Quantum-based atomic model refinement becomes reality

Owing to the limited quality of experimental data, such as resolution, atomic model refinement using cryo-EM or crystallographic experimental data is often a challenging task. To make refinement practical, a priori information about model geometry is always used as chemical restraints. These restraints originate from standard libraries that are used across most structure solution software in the field. Geometric restraints derived from these libraries suffer from at least three limitations. First, they lack information about novel molecules, such as ligands. Second, they are agnostic to non-covalent interactions such as hydrogen bonds, salt bridges, pi-interactions, and electrostatics in general.
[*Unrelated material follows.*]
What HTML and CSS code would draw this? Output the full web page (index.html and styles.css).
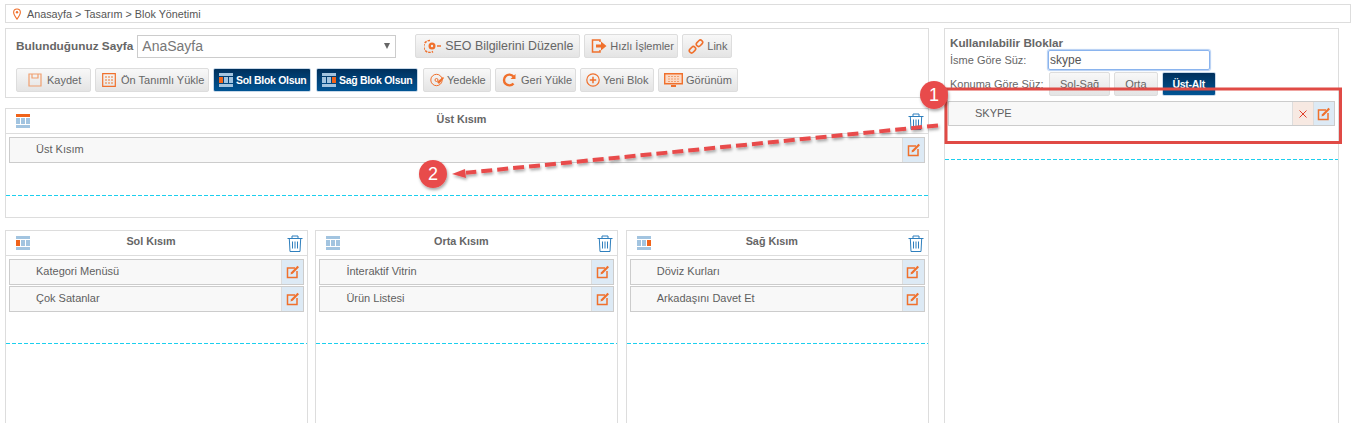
FILE: index.html
```html
<!DOCTYPE html>
<html lang="tr">
<head>
<meta charset="utf-8">
<title>Blok Yönetimi</title>
<link rel="stylesheet" href="styles.css">
</head>
<body>
<svg width="0" height="0" class="defs">
  <defs>
    <symbol id="i-edit" viewBox="0 0 14 14"><path d="M9 3H1.500v9.500h9.500V6" fill="none" stroke="#f0702c" stroke-width="1.500"/><path d="M4.500 9.500l.6-2.300L11.500.8l1.500 1.500-6.300 6.500z" fill="#f0702c"/></symbol>
    <symbol id="i-trash" viewBox="0 0 16 17"><path d="M.5 3.500h15M5 3.500V1h6v2.500M2.300 3.500l.7 13h10l.7-13M5.500 6.500v7M8 6.500v7M10.500 6.500v7" fill="none" stroke="#2f7fbd" stroke-width="1"/></symbol>
    <symbol id="i-layout" viewBox="0 0 14 14"><rect width="14" height="3" fill="var(--t, #a2c4e0)"/><rect y="4" width="4" height="6" fill="var(--l, #a2c4e0)"/><rect x="5" y="4" width="4" height="6" fill="#a2c4e0"/><rect x="10" y="4" width="4" height="6" fill="var(--r, #a2c4e0)"/><rect y="11" width="14" height="3" fill="#a2c4e0"/></symbol>
  </defs>
</svg>

<nav class="crumb">
  <svg class="crumb-pin" viewBox="0 0 10 14" width="8" height="12"><path d="M5 .7a4.200 4.200 0 0 0-4.200 4.200C.8 8 5 13.300 5 13.300S9.200 8 9.200 4.900A4.200 4.200 0 0 0 5 .7z" fill="none" stroke="#f0702c" stroke-width="1.400"/><circle cx="5" cy="4.900" r="1.500" fill="#f0702c"/></svg>
  <span>Anasayfa &gt; Tasarım &gt; Blok Yönetimi</span>
</nav>

<div class="layout">
  <main class="main">
    <section class="panel toolbar">
      <div class="tool-row">
        <label class="page-label">Bulunduğunuz Sayfa</label>
        <div class="select"><span>AnaSayfa</span><i class="caret"></i></div>
        <button class="btn btn-seo"><svg viewBox="0 0 18 14" width="18" height="14"><path d="M6 1.500a6 6 0 1 0 3 11" fill="none" stroke="#f0702c" stroke-width="1.500" stroke-dasharray="2.500 1"/><circle cx="8" cy="7" r="3.500" fill="#f0702c"/><circle cx="8" cy="7" r="1.200" fill="#eee"/><path d="M13 7h4" stroke="#f0702c" stroke-width="1.500"/></svg>SEO Bilgilerini Düzenle</button>
        <button class="btn btn-quick"><svg viewBox="0 0 16 14" width="16" height="14"><path d="M9 3V1H1.500v12H9v-2" fill="none" stroke="#f0702c" stroke-width="1.500"/><path d="M5 5.500h5V2.500L15.500 7 10 11.500v-3H5z" fill="#f0702c"/></svg>Hızlı İşlemler</button>
        <button class="btn btn-link"><svg viewBox="0 0 16 15" width="16" height="15"><g fill="none" stroke="#f0702c" stroke-width="1.600"><rect x="1" y="8.500" width="7" height="4.500" rx="2.200" transform="rotate(-45 4.500 10.750)"/><rect x="8" y="2" width="7" height="4.500" rx="2.200" transform="rotate(-45 11.500 4.250)"/></g></svg>Link</button>
      </div>
      <div class="tool-row">
        <button class="btn btn-save"><svg viewBox="0 0 14 14" width="14" height="14"><path d="M1 1h12v12H1zM4 1v4h6V1" fill="none" stroke="#f0a070" stroke-width="1.200"/></svg>Kaydet</button>
        <button class="btn btn-wide"><svg viewBox="0 0 14 14" width="14" height="14"><path d="M.7.7h12.600v12.600H.7z" fill="none" stroke="#f0702c" stroke-width="1.200"/><path d="M3 4h8M3 7h8M3 10h8" stroke="#f0a070" stroke-width="1.500" stroke-dasharray="2 1"/></svg>Ön Tanımlı Yükle</button>
        <button class="btn btn-dark btn-left"><svg class="layout-ico ico-left" width="14" height="14"><use href="#i-layout"/></svg>Sol Blok Olsun</button>
        <button class="btn btn-dark btn-right"><svg class="layout-ico ico-right" width="14" height="14"><use href="#i-layout"/></svg>Sağ Blok Olsun</button>
        <button class="btn btn-backup"><svg viewBox="0 0 14 14" width="14" height="14"><circle cx="6.500" cy="7" r="5.700" fill="none" stroke="#f0702c" stroke-width="1"/><circle cx="6.500" cy="7" r="1.500" fill="none" stroke="#f0702c"/><path d="M7 9l6-5 1 1-5 6z" fill="#f0702c"/></svg>Yedekle</button>
        <button class="btn btn-back"><svg viewBox="0 0 14 14" width="14" height="14"><path d="M11.500 10.500a5.400 5.400 0 1 1 0-7" fill="none" stroke="#f0702c" stroke-width="2.400"/><path d="M13.500 1v5h-5z" fill="#f0702c"/></svg>Geri Yükle</button>
        <button class="btn btn-new"><svg viewBox="0 0 14 14" width="14" height="14"><circle cx="7" cy="7" r="6.200" fill="none" stroke="#f0702c" stroke-width="1.200"/><path d="M7 3.800v6.400M3.800 7h6.400" stroke="#f0702c" stroke-width="1.500"/></svg>Yeni Blok</button>
        <button class="btn btn-view"><svg viewBox="0 0 19 14" width="19" height="14"><path d="M.7.700h17.600v10H.7z" fill="#fbd9c5" stroke="#f0702c" stroke-width="1.400"/><path d="M4 3.500h11M4 6h11M4 8.500h11" stroke="#f0a070" stroke-dasharray="2 1"/><path d="M7 13h5" stroke="#f0702c" stroke-width="2"/></svg>Görünüm</button>
      </div>
    </section>

    <section class="panel zone zone-top">
      <header class="zone-head">
        <svg class="layout-ico ico-top" width="14" height="14"><use href="#i-layout"/></svg>
        <h3>Üst Kısım</h3>
        <svg class="trash" width="16" height="17"><use href="#i-trash"/></svg>
      </header>
      <div class="zone-body">
        <div class="row"><span>Üst Kısım</span><a class="act"><svg width="14" height="14"><use href="#i-edit"/></svg></a></div>
      </div>
      <div class="drop"></div>
    </section>

    <div class="columns">
      <section class="panel zone">
        <header class="zone-head">
          <svg class="layout-ico ico-left" width="14" height="14"><use href="#i-layout"/></svg>
          <h3>Sol Kısım</h3>
          <svg class="trash" width="16" height="17"><use href="#i-trash"/></svg>
        </header>
        <div class="zone-body zone-body-col">
          <div class="row"><span>Kategori Menüsü</span><a class="act"><svg width="14" height="14"><use href="#i-edit"/></svg></a></div>
          <div class="row"><span>Çok Satanlar</span><a class="act"><svg width="14" height="14"><use href="#i-edit"/></svg></a></div>
        </div>
        <div class="drop"></div>
      </section>
      <section class="panel zone">
        <header class="zone-head">
          <svg class="layout-ico" width="14" height="14"><use href="#i-layout"/></svg>
          <h3>Orta Kısım</h3>
          <svg class="trash" width="16" height="17"><use href="#i-trash"/></svg>
        </header>
        <div class="zone-body zone-body-col">
          <div class="row"><span>İnteraktif Vitrin</span><a class="act"><svg width="14" height="14"><use href="#i-edit"/></svg></a></div>
          <div class="row"><span>Ürün Listesi</span><a class="act"><svg width="14" height="14"><use href="#i-edit"/></svg></a></div>
        </div>
        <div class="drop"></div>
      </section>
      <section class="panel zone">
        <header class="zone-head">
          <svg class="layout-ico ico-right" width="14" height="14"><use href="#i-layout"/></svg>
          <h3>Sağ Kısım</h3>
          <svg class="trash" width="16" height="17"><use href="#i-trash"/></svg>
        </header>
        <div class="zone-body zone-body-col">
          <div class="row"><span>Döviz Kurları</span><a class="act"><svg width="14" height="14"><use href="#i-edit"/></svg></a></div>
          <div class="row"><span>Arkadaşını Davet Et</span><a class="act"><svg width="14" height="14"><use href="#i-edit"/></svg></a></div>
        </div>
        <div class="drop"></div>
      </section>
    </div>
  </main>

  <aside class="panel side">
    <h2>Kullanılabilir Bloklar</h2>
    <div class="filter filter-name"><label>İsme Göre Süz:</label><div class="input">skype</div></div>
    <div class="filter filter-pos"><label>Konuma Göre Süz:</label>
      <button class="btn btn-plain">Sol-Sağ</button>
      <button class="btn btn-plain">Orta</button>
      <button class="btn btn-plain btn-dark">Üst-Alt</button>
    </div>
    <div class="row row-side"><span>SKYPE</span><a class="act act-del"><svg viewBox="0 0 8 8" width="8" height="8"><path d="M.5.500l7 7M7.500.500l-7 7" stroke="#e0402a" stroke-width="1"/></svg></a><a class="act"><svg width="14" height="14"><use href="#i-edit"/></svg></a></div>
    <div class="drop drop-side"></div>
  </aside>
</div>

<svg class="annot" width="1353" height="423" viewBox="0 0 1353 423">
  <defs>
    <filter id="sh" x="-30%" y="-30%" width="160%" height="160%"><feDropShadow dx="1" dy="2" stdDeviation="1.500" flood-color="#000" flood-opacity=".35"/></filter>
  </defs>
  <rect x="946" y="89" width="394.500" height="53.500" fill="none" stroke="#e04a45" stroke-width="3"/>
  <g filter="url(#sh)">
    <path d="M938 125.500L466 172.800" fill="none" stroke="#e84c4c" stroke-width="4" stroke-dasharray="11 5"/>
    <path d="M452 174l13-5 1 9z" fill="#e84c4c"/>
    <circle cx="934" cy="95" r="14" fill="#e84c4c"/>
    <circle cx="433" cy="174" r="14" fill="#e84c4c"/>
  </g>
  <text x="934" y="101" class="annot-num">1</text>
  <text x="433" y="180" class="annot-num">2</text>
</svg>
</body>
</html>
```

FILE: styles.css
```css
* { box-sizing: border-box; }
html, body { margin: 0; height: 423px; overflow: hidden; background: #fff; }
body { position: relative; font: 11px "Liberation Sans", Arial, sans-serif; color: #666; padding: 4px 0 0 5px; }
.defs { position: absolute; }

.crumb { height: 19px; width: 1346px; border: 1px solid #ddd; display: flex; align-items: center; padding-left: 7px; gap: 6px; font-size: 10.800px; color: #555; }
.crumb-pin { flex: none; }

.layout { display: flex; gap: 15px; margin-top: 5px; align-items: flex-start; }
.main { width: 924px; flex: none; display: flex; flex-direction: column; }
.panel { border: 1px solid #ddd; background: #fff; }

.toolbar { height: 70px; padding: 5px 10px 0; display: flex; flex-direction: column; gap: 10px; }
.tool-row { display: flex; align-items: center; gap: 4px; height: 24px; }
.page-label { font-weight: bold; font-size: 11.800px; color: #666; }
.select { width: 259px; height: 23px; border: 1px solid #ccc; font-size: 14px; padding-left: 4px; margin-right: 15px; display: flex; align-items: center; justify-content: space-between; color: #777; }
.caret { width: 0; height: 0; margin-right: 5px; border: 3.500px solid transparent; border-top: 6px solid #666; border-bottom: 0; }

.btn { height: 24px; padding: 0 0 0 6px; flex: none; border: 1px solid #ddd; border-radius: 2px; background: linear-gradient(#f8f8f8, #e4e4e4); color: #666; font: 11px "Liberation Sans", Arial, sans-serif; display: inline-flex; align-items: center; gap: 3px; white-space: nowrap; }
.btn-seo { width: 165px; font-size: 12.400px; padding-left: 8px; }
.btn-quick { width: 94px; }
.btn-link { width: 50px; padding-left: 5px; }
.btn-save { gap: 5px; width: 75px; padding-left: 11px; }
.btn-wide { width: 114px; gap: 5px; }
.btn-left { width: 98px; padding-left: 5px; }
.btn-right { width: 102px; padding-left: 5px; margin-left: 1px; }
.btn-backup { width: 68px; margin-left: 1px; }
.btn-back { width: 81px; gap: 5px; padding-left: 6px; }
.btn-new { width: 74px; padding-left: 5px; }
.btn-view { width: 80px; padding-left: 5px; }
.btn-dark { background: linear-gradient(#00305c, #005494); border-color: #c8d8e8; color: #fff; font-weight: bold; font-size: 10.500px; letter-spacing: -.3px; }
.layout-ico { --t: #a2c4e0; --l: #a2c4e0; --r: #a2c4e0; flex: none; }
.ico-left { --l: #f0631a; }
.ico-right { --r: #f0631a; }
.ico-top { --t: #f0631a; }

.zone { display: flex; flex-direction: column; min-width: 0; }
.zone-top { height: 110px; margin-top: 10px; }
.zone-head { height: 25px; flex: none; border-bottom: 1px solid #ddd; display: flex; align-items: center; justify-content: space-between; padding: 0 4px 0 10px; }
.zone-head h3 { margin: 0 15px 4px 0; font-size: 10.800px; color: #666; }
.trash { flex: none; }
.zone-body { padding: 3px 3px 0; height: 61px; display: flex; flex-direction: column; gap: 1px; }
.zone-body-col { height: 87px; }
.row { height: 26px; flex: none; border: 1px solid #ccc; background: #f8f8f8; display: flex; align-items: center; padding-left: 26px; font-size: 11px; color: #5f5f5f; }
.row span { flex: 1; padding-bottom: 2px; }
.act { width: 22px; height: 100%; background: #ddeaf5; border-left: 1px solid #ddd; display: flex; align-items: center; justify-content: center; flex: none; }
.act-del { background: #f7e9e2; }
.drop { height: 1px; background: repeating-linear-gradient(90deg, #1ccfee 0 4px, transparent 4px 6px); }

.columns { display: grid; grid-template-columns: repeat(3, 303px); gap: 7.400px; margin-top: 12px; height: 200px; }
.columns .zone { height: 200px; }

.side { width: 395px; height: 400px; padding: 8px 3px 0; flex: none; }
.side h2 { margin: 0 0 0 2px; font-size: 11.700px; color: #666; line-height: 12px; }
.filter { display: flex; align-items: center; }
.filter label { width: 100px; padding-left: 2px; flex: none; font-size: 11px; }
.filter-name { height: 20px; margin-top: 1px; }
.input { width: 162px; height: 20px; border: 1px solid #8ab4ee; border-radius: 2px; box-shadow: 0 0 1px 1px #b5cff3; font-size: 12px; padding-left: 1px; line-height: 18px; color: #555; }
.filter-pos { margin-top: 2px; gap: 4px; height: 24px; }
.filter-pos label { width: 97px; }
.btn-plain { padding: 0 10px; }
.row-side { margin-top: 5px; width: 387px; height: 25px; }
.row-side .act { width: 21px; }
.drop-side { margin-top: 33px; margin-left: -3px; margin-right: -3px; }

.annot { position: absolute; left: 0; top: 0; pointer-events: none; }
.annot-num { font: 18px "Liberation Sans", Arial, sans-serif; fill: #fff; text-anchor: middle; }
```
Third, the use of molecule-specific information as a source of geometric restraints, such as polypeptide chain conformations (Ramachandran plot), secondary structure, or rotameric states of amino acid side chains, requires a geometrically sound atomic model in the first place to be defined. Using quantum mechanical (QM) calculations as a source of restraints can eliminate the need for these libraries as well as the use of molecule-specific restraints altogether. However, these calculations are known to be computationally intractable for large molecules unless divide-and-conquer methods are used in conjunction with specialized QM software, some of which (the best one) is not free even for academic users. We present a novel deep learning implementation of a neural network potential that allows performing QM calculations for biomacromolecules in a timescale ranging from seconds to minutes. This, in turn, enables the use of QM-based geometry restraints in standard atomic model refinements. Preliminary results show that these methods produce refined models with much superior geometries compared to refinement using standard restraints while maintaining comparable fit to the experimental data.